彼を殺した犯人として3人の黒人が逮捕され、3人とも有罪となり終身刑を言い渡されています。しかし、彼らがなぜマルコムを暗殺したのか?誰かに依頼されたのか?その事実はまったく明らかにされないまま事件の調査はうち切られたました。1980年には、再捜査をFBIに要請する運動が起きましたが、結局新事実はないとして却下されました。
「彼はポン引きの罪人・・・学究的な僧侶・・・情熱的な賢者・・・そして殉教者であった・・・マルコムXはアメリカにとって危険であるために殺された・・・マルコムの遺産は彼の生涯であった」
リロイ・ジョーンズ(詩人)
<人の子、マルコムX>
マルコムXが最後にたどり着いた思想、それは生前ギリギリまで歩み寄ることのなかったキング牧師のそれに近いものでした。(キング牧師の考え方もまたマルコムの考えに近づいていたのですが・・・)マルコムの大衆的な人気の高さは、彼がその短い人生において苦しみ、悩み、学び、悔い改める中で築き上げた人間的歴史の魅力によるものだったのかもしれません。それはキング牧師のもつ天性の「神のごとき尊さ」とはまた別のものものでした。その意味では、キング牧師を「天上の神」のごとき存在とするなら、マルコムXは神が地上に与えた「人の子、イエス」だったと言えるのかもしれません。
だからこそ彼は、アメリカという国の近代史を「黒人大衆の側から見る」というもうひとつの視点を与えてくれる重要な存在となりえたのです。マルコムXを理解することなしに、キング牧師の偉大さを深く理解することは、本当は不可能なのかもしれません。
アメリカが失った二人の偉大な指導者の損失の大きさは、未だ理解されていないと言えるでしょう。それは、アメリカという国の体質がその頃とほとんど変わっていないことからも明らかです。二人の死が本当に報われるのはいつのことでしょうか?
<締めのお言葉>
「もし、私たちが1965年に・・・より強く・・・より知性に満ちていたならば・・・私たちが理解し尊敬していたブラザー・マルコムは今日も私たちのそばにいるだろう」
オラペツェ・ゴシツィル(南アフリカの詩人)
「マルコムXは常に変化と成長の途上にある人間だった・・・人々が自由に尊厳を持って歩く世界という彼の夢の実現は・・・彼の暗殺によって・・・わずかの間は遅らされることになった・・・暗殺はその夢の提唱者を殺したが夢を殺すことはできなかった・・・その夢は彼がわれわれに残したものであった」
ジョン・ヘンリック・クラーク「マルコムX-人間と彼の思想」より
<追記:映画「マルコムX」について>
映画「マルコムX」は、マルコムの人生における変遷の歴史を実に分かりやすく描いています。第1部とも言える部分は、まるでミュージカル仕立てのように描かれたマルコムの青春と放蕩の物語。第2部は、クールで過激なブラック・パワー界のカリスマへと変身したマルコムのの闘争の物語。そして、最後の第3部が自らの過ちを悔い改め、人種や宗教を越えた新たな運動を模索するも道半ばで暗殺されてしまったマルコムの殉教物語。

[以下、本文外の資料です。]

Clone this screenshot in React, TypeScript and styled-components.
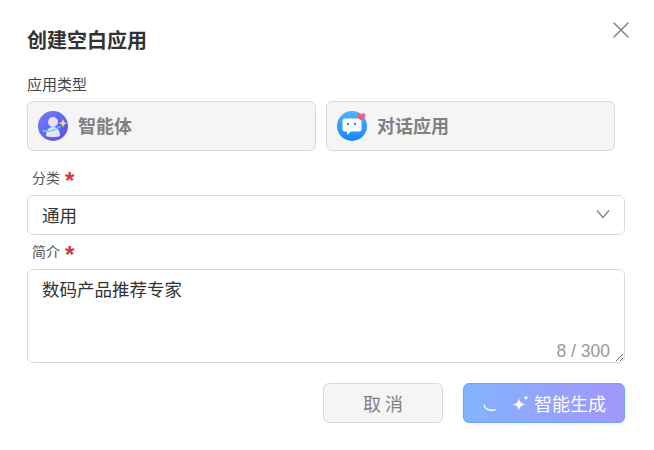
import React from 'react';
import styled, { createGlobalStyle } from 'styled-components';

const GlobalStyle = createGlobalStyle`
  html, body {
    margin: 0;
    padding: 0;
    background: #fff;
  }
  body {
    font-family: "Noto Sans CJK SC", "Liberation Sans", sans-serif;
    color: #333;
  }
  * { box-sizing: border-box; }
`;

const Dialog = styled.div`
  position: relative;
  width: 654px;
  height: 450px;
  padding: 26px 29px 0 27px;
  overflow: hidden;
`;

const Title = styled.h2`
  margin: 0;
  height: 28px;
  line-height: 28px;
  font-size: 20px;
  font-weight: 700;
  color: #333;
`;

const CloseButton = styled.button`
  position: absolute;
  top: 21px;
  right: 24px;
  width: 18px;
  height: 18px;
  padding: 0;
  border: 0;
  background: none;
  display: flex;
`;

const TypeLabel = styled.div`
  margin-top: 19px;
  height: 22px;
  line-height: 22px;
  font-size: 15px;
  color: #444;
`;

const TypeRow = styled.div`
  display: flex;
  gap: 10px;
  margin-top: 6px;
  padding-right: 10px;
`;

const TypeCard = styled.div`
  flex: 1;
  height: 50px;
  display: flex;
  align-items: center;
  gap: 10px;
  padding-left: 10px;
  background: #f5f5f5;
  border: 1px solid #d9d9d9;
  border-radius: 6px;
  font-size: 18px;
  font-weight: 700;
  color: #808080;
`;

const TypeName = styled.span`
  padding-bottom: 3px;
`;

const FieldLabel = styled.div`
  display: flex;
  align-items: center;
  gap: 5px;
  height: 22px;
  padding-left: 5px;
  margin-top: ${(p: { $top: number }) => p.$top}px;
  margin-bottom: 7px;
  font-size: 14px;
  color: #555;
`;

const Star = styled.span`
  color: #d0393e;
  font-size: 24px;
  font-weight: 700;
  line-height: 22px;
  height: 14px;
  font-family: "Liberation Sans", sans-serif;
`;

const SelectBox = styled.div`
  height: 40px;
  display: flex;
  align-items: center;
  justify-content: space-between;
  padding: 0 14px 2px;
  border: 1px solid #d9d9d9;
  border-radius: 6px;
  font-size: 17.5px;
  color: #333;
`;

const TextAreaWrap = styled.div`
  position: relative;
  height: 94px;
`;

const TextArea = styled.textarea`
  display: block;
  width: 100%;
  height: 94px;
  padding: 7px 14px;
  border: 1px solid #d9d9d9;
  border-radius: 6px;
  outline: none;
  resize: vertical;
  font-family: inherit;
  font-size: 17.5px;
  line-height: 24px;
  color: #333;
`;

const Counter = styled.span`
  position: absolute;
  right: 15px;
  bottom: 1px;
  font-family: "Liberation Sans", sans-serif;
  font-size: 17.5px;
  line-height: 22px;
  color: #999;
`;

const Footer = styled.div`
  display: flex;
  justify-content: flex-end;
  gap: 20px;
  margin-top: 20px;
`;

const CancelButton = styled.button`
  width: 120px;
  height: 40px;
  padding: 0 0 0 4px;
  border: 1px solid #d9d9d9;
  border-radius: 6px;
  background: #f5f5f5;
  font-family: inherit;
  font-size: 18px;
  letter-spacing: 4px;
  color: #808080;
`;

const GenerateButton = styled.button`
  position: relative;
  width: 162px;
  height: 40px;
  display: flex;
  align-items: center;
  padding: 0 0 0 47px;
  gap: 3px;
  border: 1px solid #6ea6ee;
  border-radius: 6px;
  background: linear-gradient(90deg, #83b3fd 0%, #a296fb 100%);
  box-shadow: 0 2px 4px rgba(0, 0, 0, 0.06);
  font-family: inherit;
  font-size: 18px;
  color: #fff;
`;

const Spinner = styled.svg`
  position: absolute;
  left: 18px;
  top: 20px;
`;

const AgentIcon = () => (
  <svg width="30" height="30" viewBox="0 0 30 30">
    <defs>
      <linearGradient id="agentBg" x1="0" y1="0" x2="1" y2="1">
        <stop offset="0" stopColor="#6f7ff5" />
        <stop offset="1" stopColor="#5a4fe8" />
      </linearGradient>
    </defs>
    <circle cx="15" cy="15" r="15" fill="url(#agentBg)" />
    <circle cx="15" cy="11" r="5" fill="#e6e2fb" />
    <path d="M8 25c0-6 3-9 7-9s7 3 7 9c-2 1.500-12 1.500-14 0z" fill="#e6e2fb" />
    <path d="M5 19.500c5 2 12 0 17-4" fill="none" stroke="#5fd6e8" strokeWidth="1.400" strokeLinecap="round" />
    <path d="M25 8l1.200 3 3 1.200-3 1.200-1.200 3-1.200-3-3-1.200 3-1.200z" fill="#f7d774" />
  </svg>
);

const ChatIcon = () => (
  <svg width="30" height="30" viewBox="0 0 30 30">
    <defs>
      <linearGradient id="chatBg" x1="0" y1="0" x2="0" y2="1">
        <stop offset="0" stopColor="#4fb4ff" />
        <stop offset="1" stopColor="#1a86fb" />
      </linearGradient>
    </defs>
    <circle cx="15" cy="15" r="15" fill="url(#chatBg)" />
    <path d="M8 7.500h14a2.500 2.500 0 0 1 2.500 2.500v8a2.500 2.500 0 0 1-2.500 2.500h-8l-4 3.500v-3.500h-2a2.500 2.500 0 0 1-2.500-2.500v-8a2.500 2.500 0 0 1 2.500-2.500z" fill="#fff" />
    <circle cx="11" cy="13" r="1.200" fill="#3b8ff0" />
    <circle cx="18" cy="13" r="1.200" fill="#3b8ff0" />
    <path d="M19.500 4.500c0-2.500 3.500-3 4.500-.8 1-2.200 4.500-1.700 4.500.8 0 2-2.500 3.500-4.500 5-2-1.500-4.500-3-4.500-5z" fill="#f0607a" />
  </svg>
);

const Sparkle = () => (
  <svg width="20" height="20" viewBox="0 0 20 20" fill="#fff">
    <path d="M8 5c.7 4.200 2.300 5.800 6.500 6.500C10.300 12.200 8.700 13.800 8 18 7.300 13.800 5.700 12.200 1.500 11.500 5.700 10.800 7.300 9.200 8 5z" />
    <path d="M15 2c.3 1.800 1 2.500 2.800 2.800C16 5.100 15.300 5.800 15 7.600c-.3-1.800-1-2.500-2.800-2.800C14 4.500 14.700 3.800 15 2z" />
  </svg>
);

export default function App() {
  return (
    <Dialog>
      <GlobalStyle />
      <Title>创建空白应用</Title>
      <CloseButton aria-label="关闭">
        <svg width="18" height="18" viewBox="0 0 18 18">
          <path d="M2 2l14 14M16 2L2 16" stroke="#858585" strokeWidth="1.500" strokeLinecap="round" />
        </svg>
      </CloseButton>

      <TypeLabel>应用类型</TypeLabel>
      <TypeRow>
        <TypeCard>
          <AgentIcon />
          <TypeName>智能体</TypeName>
        </TypeCard>
        <TypeCard>
          <ChatIcon />
          <TypeName>对话应用</TypeName>
        </TypeCard>
      </TypeRow>

      <FieldLabel $top={15}>
        分类<Star>*</Star>
      </FieldLabel>
      <SelectBox>
        通用
        <svg width="14" height="10" viewBox="0 0 14 10">
          <path d="M1 1.500l6 7 6-7" fill="none" stroke="#808080" strokeWidth="1.200" />
        </svg>
      </SelectBox>

      <FieldLabel $top={5}>
        简介<Star>*</Star>
      </FieldLabel>
      <TextAreaWrap>
        <TextArea readOnly value="数码产品推荐专家" />
        <Counter>8 / 300</Counter>
      </TextAreaWrap>

      <Footer>
        <CancelButton>取消</CancelButton>
        <GenerateButton>
          <Spinner width="16" height="14" viewBox="0 0 16 14">
            <path d="M2 1c.5 4 4.500 6 11 5" fill="none" stroke="#fff" strokeWidth="1.300" strokeLinecap="round" />
          </Spinner>
          <Sparkle />
          智能生成
        </GenerateButton>
      </Footer>
    </Dialog>
  );
}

今までは、第2部までのマルコムXしか知られていなかっただけに、第3部を描くことでマルコムが到達した人間像を世に知らせることができた監督のスパイク・リーの目的は十分果たされたと言えるでしょう。ただし、あまりに三つのパートのトーンが異なるため三本の映画を見ているような気になってしまうという難点もあります。(だからこそ、凄い人物なのでしょうが・・・)
音楽良し(エラ・フィッツジェラルド、ビリー・ホリデイ、ライオネル・ハンプトン、ルイ・ジョーダン、アレサ・フランクリンからアレステッド・デヴェロプメントまで実に多彩。マルコムの変遷を感じさせるような黒人音楽の変遷を詰め込んでいます)サントラ盤もお薦めです。
当時の社会情勢は実に勉強になります。
そして、映像の持つパワーはスパイク・リーの頂点とも言えるでしょう。(これと「ドゥー・ザ・ライトシング」あたりが、若き日の彼の最高傑作ではないでしょうか?)